I couldn't have been more disappointed when some of the runners in the women's Olympic Marathon Trials started a petition to change the time to 7am or 8am instead of the noon start (it's now at 10am) in Orlando - that it would be too hot - those complainers never considering TV money and exposure would be lost because they couldn't adapt.

In my opinion they don't have the toughness to be an Olympian, are unwilling to adjust to challenging conditions. Sure. You can run on the treadmill when weather sucks - but there are downsides. What happens if it's 91 degrees on race day? How about zero with a windchill of -19? The rain is coming down sideways and the course is filled puddles?

Is the race on a treadmill? The women in the picture above handled it.

I coached a high school team after I retired from college. I realize there are more constraints at this level. But to say it's raining too hard, or it's too hot, or too cold - not going to happen. We adapt, and we are safe. Provide constant water breaks. Ride alongside runners on cold days. Because the adversity is one way we develop toughness.
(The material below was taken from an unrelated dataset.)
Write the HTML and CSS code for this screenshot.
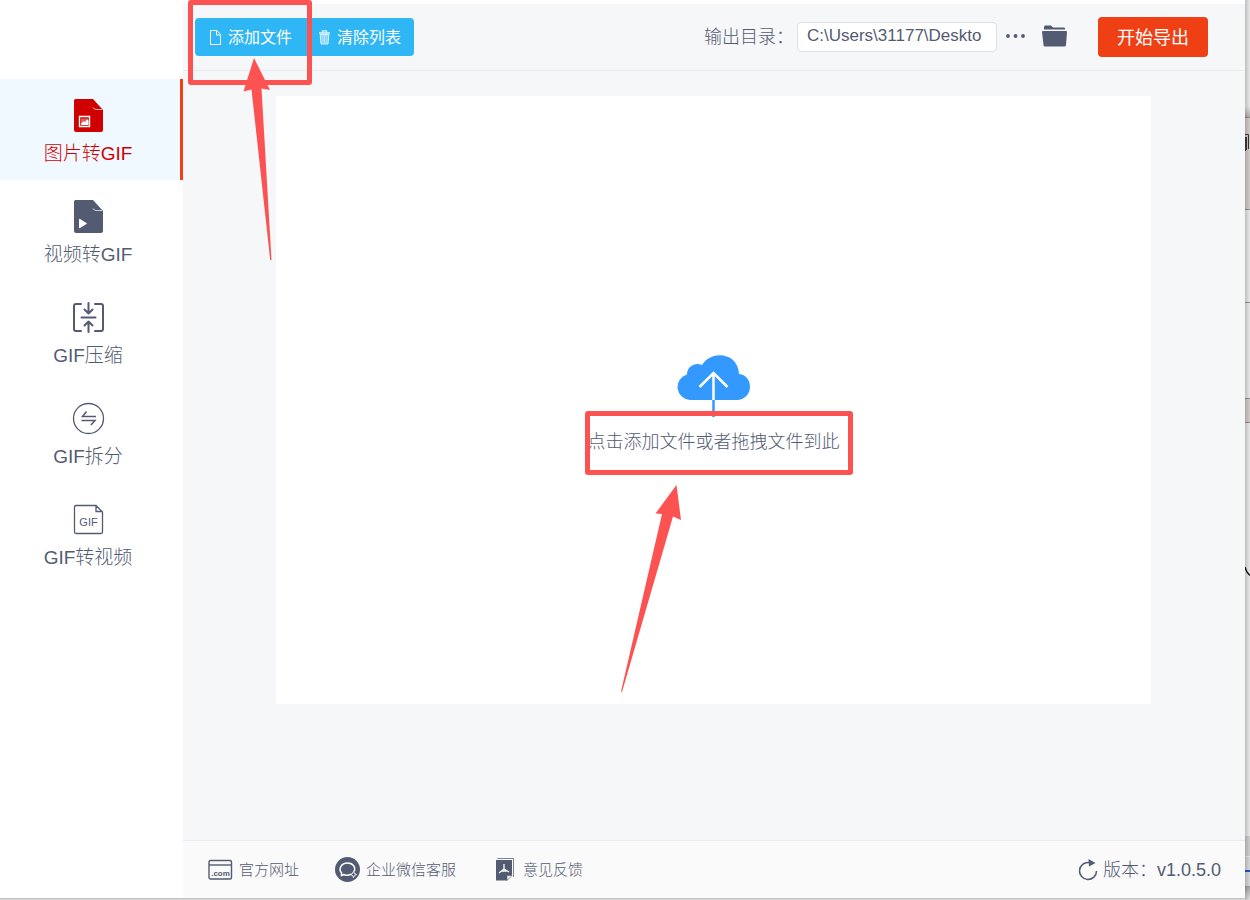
FILE: index.html
```html
<!DOCTYPE html>
<html lang="zh-CN">
<head>
<meta charset="utf-8">
<title>图片转GIF</title>
<link rel="stylesheet" href="styles.css">
</head>
<body>
<div class="app">
  <nav class="sidebar">
    <a class="nav-item active" href="#">
      <svg class="nav-icon" viewBox="0 0 34 34" width="34" height="34">
        <path fill="currentColor" d="M4.500 0H22L32 11V31a2 2 0 0 1-2 2H5a2 2 0 0 1-2-2V1.500a1.500 1.500 0 0 1 1.500-1.500z"/>
        <path d="M22 8.500q1 2 3 2H31" fill="none" stroke="#fff" stroke-opacity=".7"/>
        <path d="M8.500 17.500H18.500V27.500H8.500z" fill="none" stroke="#fff" stroke-width="1.400"/>
        <path d="M10 19.500h7v5.500h-7z" fill="#fff" fill-opacity=".35"/>
        <path d="M10 25l2.500-3 1.500 1 2-2.500 1.500 1V26H10z" fill="#fff"/>
      </svg>
      <span>图片转GIF</span>
    </a>
    <a class="nav-item" href="#">
      <svg class="nav-icon" viewBox="0 0 34 34" width="34" height="34">
        <path fill="currentColor" d="M4.500 0H22L32 11V31a2 2 0 0 1-2 2H5a2 2 0 0 1-2-2V1.500a1.500 1.500 0 0 1 1.500-1.500z"/>
        <path d="M22 8.500q1 2 3 2H31" fill="none" stroke="#fff" stroke-opacity=".7"/>
        <path d="M8 19.500q0-1 1-.6l6.500 4q.8.600 0 1.200l-6.500 4q-1 .4-1-.6z" fill="#fff"/>
      </svg>
      <span>视频转GIF</span>
    </a>
    <a class="nav-item" href="#">
      <svg class="nav-icon" viewBox="0 0 34 34" width="34" height="34" fill="none" stroke="currentColor" stroke-width="2" stroke-linecap="round" stroke-linejoin="round">
        <path d="M10 3H5a2 2 0 0 0-2 2V28a2 2 0 0 0 2 2H10M24 3H30a2 2 0 0 1 2 2V28a2 2 0 0 1-2 2H24M10.500 16.500H24.500M17.500 2V12M13.500 8.500L17.500 12.500L21.500 8.500M17.500 31V21M13.500 24.500L17.500 20.500L21.500 24.500"/>
      </svg>
      <span>GIF压缩</span>
    </a>
    <a class="nav-item" href="#">
      <svg class="nav-icon" viewBox="0 0 34 34" width="34" height="34" fill="none" stroke="currentColor">
        <circle cx="17.500" cy="16.500" r="15" stroke-width="1.300"/>
        <path stroke-width="1.500" d="M25 14.500H11.500L15.500 9.500M10.500 18.500H24L20 23"/>
      </svg>
      <span>GIF拆分</span>
    </a>
    <a class="nav-item" href="#">
      <svg class="nav-icon" viewBox="0 0 34 34" width="34" height="34">
        <path fill="none" stroke="currentColor" stroke-width="1.300" d="M25 2.500H5a1.500 1.500 0 0 0-1.500 1.500V29a1.500 1.500 0 0 0 1.500 1.500H30a1.500 1.500 0 0 0 1.500-1.500V9zM25 2.500V8.500H31.500"/>
        <text x="17.500" y="23" text-anchor="middle" font-size="11" fill="currentColor">GIF</text>
      </svg>
      <span>GIF转视频</span>
    </a>
  </nav>

  <div class="workspace">
    <header class="toolbar">
      <div class="file-actions">
        <button class="file-button" type="button">
          <svg viewBox="0 0 11 15" width="11" height="15" fill="none" stroke="currentColor"><path d="M.5.5H7L10.500 4.500V14.500H.5zM6.500.5V5H10.500"/></svg>
          <span>添加文件</span>
        </button>
        <button class="file-button" type="button">
          <svg viewBox="0 0 11 15" width="11" height="15" fill="none" stroke="currentColor"><path d="M0 3H11M3.500 2.500V.8h4V2.500" stroke-width="1.300" stroke-opacity=".85"/><path d="M1.200 4.500L2 14H9L9.800 4.500z" fill="currentColor" fill-opacity=".4" stroke-opacity=".8"/><path d="M3.800 5V13M5.500 5V13M7.200 5V13" stroke-opacity=".4"/></svg>
          <span>清除列表</span>
        </button>
        <div class="mark mark-add"></div>
        <svg class="arrow arrow-add" viewBox="0 0 30 204" width="30" height="204"><path d="M11 1L27 33L18.500 31.500L28.500 203H27.200L8.500 32.500L.5 34.500z"/></svg>
      </div>
      <div class="output">
        <label class="output-label" for="output-dir">输出目录：</label>
        <input class="output-path" id="output-dir" type="text" value="C:\Users\31177\Deskto">
        <button class="icon-button" type="button" aria-label="浏览">
          <svg viewBox="0 0 19 8" width="19" height="8" fill="currentColor"><circle cx="2" cy="3" r="1.900"/><circle cx="9.500" cy="3" r="1.900"/><circle cx="17" cy="3" r="1.900"/></svg>
        </button>
        <button class="icon-button folder" type="button" aria-label="打开目录">
          <svg viewBox="0 0 25 24" width="25" height="24" fill="currentColor"><path d="M2 4V2a1.500 1.500 0 0 1 1.500-1.500H9L11 2.500H22a1 1 0 0 1 1 1V4.500H2z"/><path d="M1 6H24a1 1 0 0 1 1 1L24 20a1.500 1.500 0 0 1-1.500 1.500H3A1.500 1.500 0 0 1 1.500 20L0 7a1 1 0 0 1 1-1z"/></svg>
        </button>
      </div>
      <button class="export-button" type="button">开始导出</button>
    </header>

    <main class="stage">
      <div class="drop-zone">
        <svg viewBox="0 0 73 62" width="73" height="62">
          <path fill="#3399ff" d="M13 45A13 13 0 0 1 10 19.500C10 10 20 7 25 10C34-5 61-3 62 19C70 20 73 26 73 32C73 39 67 45 60 45z"/>
          <path fill="none" stroke="#fff" stroke-width="2.500" d="M36.500 45V17.500M22.500 32L36.500 18L50.500 32"/>
          <path stroke="#3399ff" stroke-width="2.500" d="M36.500 45V62"/>
        </svg>
        <div class="drop-hint">
          <span>点击添加文件或者拖拽文件到此</span>
          <div class="mark mark-drop"></div>
          <svg class="arrow arrow-drop" viewBox="0 0 62 210" width="62" height="210"><path d="M56.500 1L61 36L53 32.500L2 208L1 207.500L42 30L35.500 29.500z"/></svg>
        </div>
      </div>
    </main>

    <footer class="statusbar">
      <a class="status-link" href="#">
        <svg viewBox="0 0 25 25" width="25" height="25"><rect x="1" y="3.500" width="22.500" height="18.500" rx="1.500" fill="none" stroke="currentColor" stroke-width="1.400"/><path d="M1 8H23.500" stroke="currentColor" stroke-width="1.400"/><text x="12.500" y="19" text-anchor="middle" font-size="8" font-weight="700" fill="currentColor">.com</text></svg>
        <span>官方网址</span>
      </a>
      <a class="status-link" href="#">
        <svg viewBox="0 0 25 25" width="25" height="25"><circle cx="12.500" cy="12.500" r="12.500" fill="currentColor"/><path d="M16 17.200Q12 19 8.500 17.500L6.500 18.500V16C3 11.500 6.500 6 12.500 6S21 11 19 14.500" fill="none" stroke="#fff" stroke-width="1.500"/><path d="M18.500 14.500l1 2 2 1-2 1-1 2-1-2-2-1 2-1z" fill="none" stroke="#fff" stroke-width="1"/></svg>
        <span>企业微信客服</span>
      </a>
      <a class="status-link" href="#">
        <svg viewBox="0 0 25 25" width="25" height="25"><path d="M5.500 1.500H21.500V20" fill="none" stroke="currentColor" stroke-opacity=".75"/><path d="M4 3H20V18L15 23.500H4z" fill="currentColor"/><path d="M15 23.500V18.500H20z" fill="#fafafa" stroke="currentColor" stroke-width=".6"/><path d="M12 7V12L7 16M12 12L17 15M9.500 14H14.500" fill="none" stroke="#fff" stroke-width="1.300"/></svg>
        <span>意见反馈</span>
      </a>
      <div class="version">
        <svg viewBox="0 0 20 22" width="20" height="22"><path d="M11 3.500A8.500 8.500 0 1 0 18.500 12" fill="none" stroke="currentColor" stroke-width="1.500"/><path d="M10.500 0L17.500 4L11 7.500z" fill="currentColor"/></svg>
        <span>版本：v1.0.5.0</span>
      </div>
    </footer>
  </div>
</div>

<svg class="desktop-side" viewBox="0 0 5 900" preserveAspectRatio="none" aria-hidden="true">
  <defs>
    <linearGradient id="shade"><stop offset="0" stop-color="#000" stop-opacity=".22"/><stop offset="1" stop-color="#000" stop-opacity=".04"/></linearGradient>
    <linearGradient id="fade" x2="0" y2="1"><stop offset="0" stop-color="#f4f4f4"/><stop offset="1" stop-color="#b8b8b8"/></linearGradient>
    <linearGradient id="fade-out" x2="0" y2="1"><stop offset="0" stop-color="#aaa"/><stop offset="1" stop-color="#eee"/></linearGradient>
  </defs>
  <path fill="#f4f4f4" d="M0 0H5V900H0z"/>
  <path fill="url(#fade)" d="M0 106H5V117H0z"/>
  <path fill="#dcd6d1" d="M0 117H5V209H0z"/>
  <path fill="#ddd5d1" d="M0 398H5V422H0z"/>
  <path stroke="#999" d="M0 117.500H5M0 209.500H5M0 302.500H5M0 398.500H5M0 422.500H5"/>
  <path fill="#d8d8d8" d="M0 836H5V856H0z"/>
  <path fill="#dfe3e5" d="M0 857H5V886H0z"/>
  <path fill="#1f5bc8" d="M0 870H5V872H0z"/>
  <path fill="url(#fade-out)" d="M0 886H5V900H0z"/>
  <path fill="url(#shade)" d="M0 0H5V900H0z"/>
  <path fill="none" stroke="#333" d="M0 134.500H3.500V149M.5 137V151M1.500 137V150"/>
  <path fill="none" stroke="#111" stroke-width="1.300" d="M0 567Q1 572 5 575.500"/>
</svg>
<div class="desktop-bottom"></div>
</body>
</html>
```
FILE: styles.css
```css
* {
  box-sizing: border-box;
}

body {
  margin: 0;
  min-height: 100vh;
  display: grid;
  grid-template-columns: 1fr 5px;
  grid-template-rows: 1fr 2px;
  background: #eee;
  color: #535b73;
  font-family: "Liberation Sans", "Noto Sans CJK SC", sans-serif;
  font-weight: 300;
  font-size: 18px;
}

button,
input {
  font: inherit;
  color: inherit;
}

button {
  border: 0;
  padding: 0;
  background: none;
  cursor: pointer;
}

a {
  color: inherit;
  text-decoration: none;
}

svg {
  flex: none;
}

.app {
  display: grid;
  grid-template-columns: 183px 1fr;
  background: #fff;
}

.sidebar {
  padding-top: 79px;
}

.nav-item {
  height: 101px;
  padding: 20px 4px 0 0;
  display: flex;
  flex-direction: column;
  align-items: center;
  gap: 7px;
  font-size: 19px;
  line-height: 28px;
  border-right: 3px solid transparent;
}

.nav-item.active {
  color: #d00000;
  background: #f0f9ff;
  border-right-color: #f04015;
}

.workspace {
  display: flex;
  flex-direction: column;
  border-top: 4px solid #fff;
  background: #f5f7f9;
}

.toolbar {
  height: 67px;
  padding: 0 37px 0 12px;
  display: flex;
  align-items: center;
  border-bottom: 1px solid #e9ebee;
}

.file-actions {
  position: relative;
  z-index: 1;
  height: 38px;
  display: flex;
  border-radius: 4px;
  background: #2eb6f5;
  color: #fff;
}

.file-button {
  padding: 0 13px 0 15px;
  display: flex;
  align-items: center;
  gap: 7px;
  font-size: 16px;
  font-weight: 400;
}

.file-button span {
  padding-bottom: 2px;
}

.file-button + .file-button {
  padding-left: 14px;
}

.mark {
  position: absolute;
  border: 5px solid #fd5252;
  border-radius: 3px;
  pointer-events: none;
}

.mark-add {
  left: -7px;
  top: -18px;
  width: 124px;
  height: 85px;
}

.arrow {
  position: absolute;
  fill: #fd5252;
  pointer-events: none;
}

.arrow-add {
  left: 48px;
  top: 39px;
}

.output {
  margin-left: auto;
  display: flex;
  align-items: center;
}

.output-label {
  padding-bottom: 4px;
}

.output-path {
  width: 200px;
  height: 30px;
  margin-left: 3px;
  padding: 0 0 2px 9px;
  border: 1px solid #dcdfe6;
  border-radius: 4px;
  background: #fff;
  font-size: 17px;
}

.icon-button {
  margin-left: 9px;
  display: flex;
}

.icon-button.folder {
  margin-left: 17px;
}

.export-button {
  width: 110px;
  height: 40px;
  margin-left: 31px;
  padding-bottom: 2px;
  border-radius: 4px;
  background: #ef4015;
  color: #fff;
  font-weight: 400;
}

.stage {
  flex: 1;
  display: flex;
  padding: 25px 94px 136px 93px;
}

.drop-zone {
  flex: 1;
  padding-top: 9px;
  display: flex;
  flex-direction: column;
  align-items: center;
  justify-content: center;
  gap: 12px;
  background: #fff;
}

.drop-hint {
  position: relative;
  line-height: 26px;
  white-space: nowrap;
}

.mark-drop {
  left: -3px;
  top: -18px;
  width: 268px;
  height: 64px;
}

.arrow-drop {
  left: 32px;
  top: 55px;
}

.statusbar {
  height: 58px;
  padding: 0 24px 0 25px;
  display: flex;
  align-items: center;
  gap: 36px;
  border-top: 1px solid #e9ebee;
  background: #fafafa;
  font-size: 15px;
}

.status-link {
  display: flex;
  align-items: center;
  gap: 6px;
}

.status-link span {
  padding-bottom: 2px;
}

.version {
  margin-left: auto;
  display: flex;
  align-items: center;
  gap: 5px;
  font-size: 18px;
}

.version span {
  padding-bottom: 4px;
}

.desktop-side {
  position: absolute;
  top: 0;
  right: 0;
  width: 5px;
  height: 100%;
}

.desktop-bottom {
  grid-row: 2;
  background: linear-gradient(#bbb, #ddd);
}
```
That's why runners in Montana, Minnesota, Wisconsin, Michigan, and the Dakotas always seem to do so well, states which have produced many Olympians - despite the adverse winter conditions. They prosper in weather many don't have the courage to face.

Roy Griak, the great University of Minnesota coach had a lot of adages, but he saved his highest praise for the runner who was, as he said with a smile - "snot-nosed tough." Would willingly face the worst of conditions or toughest of competition with no complaints.

Ask any of his former athletes if they were described as such. I guarantee it was a moniker they were proud of because it had been earned the hard way. Your athletes can earn that same sobriquet by facing a little more adversity. In the long run they will be happy they did.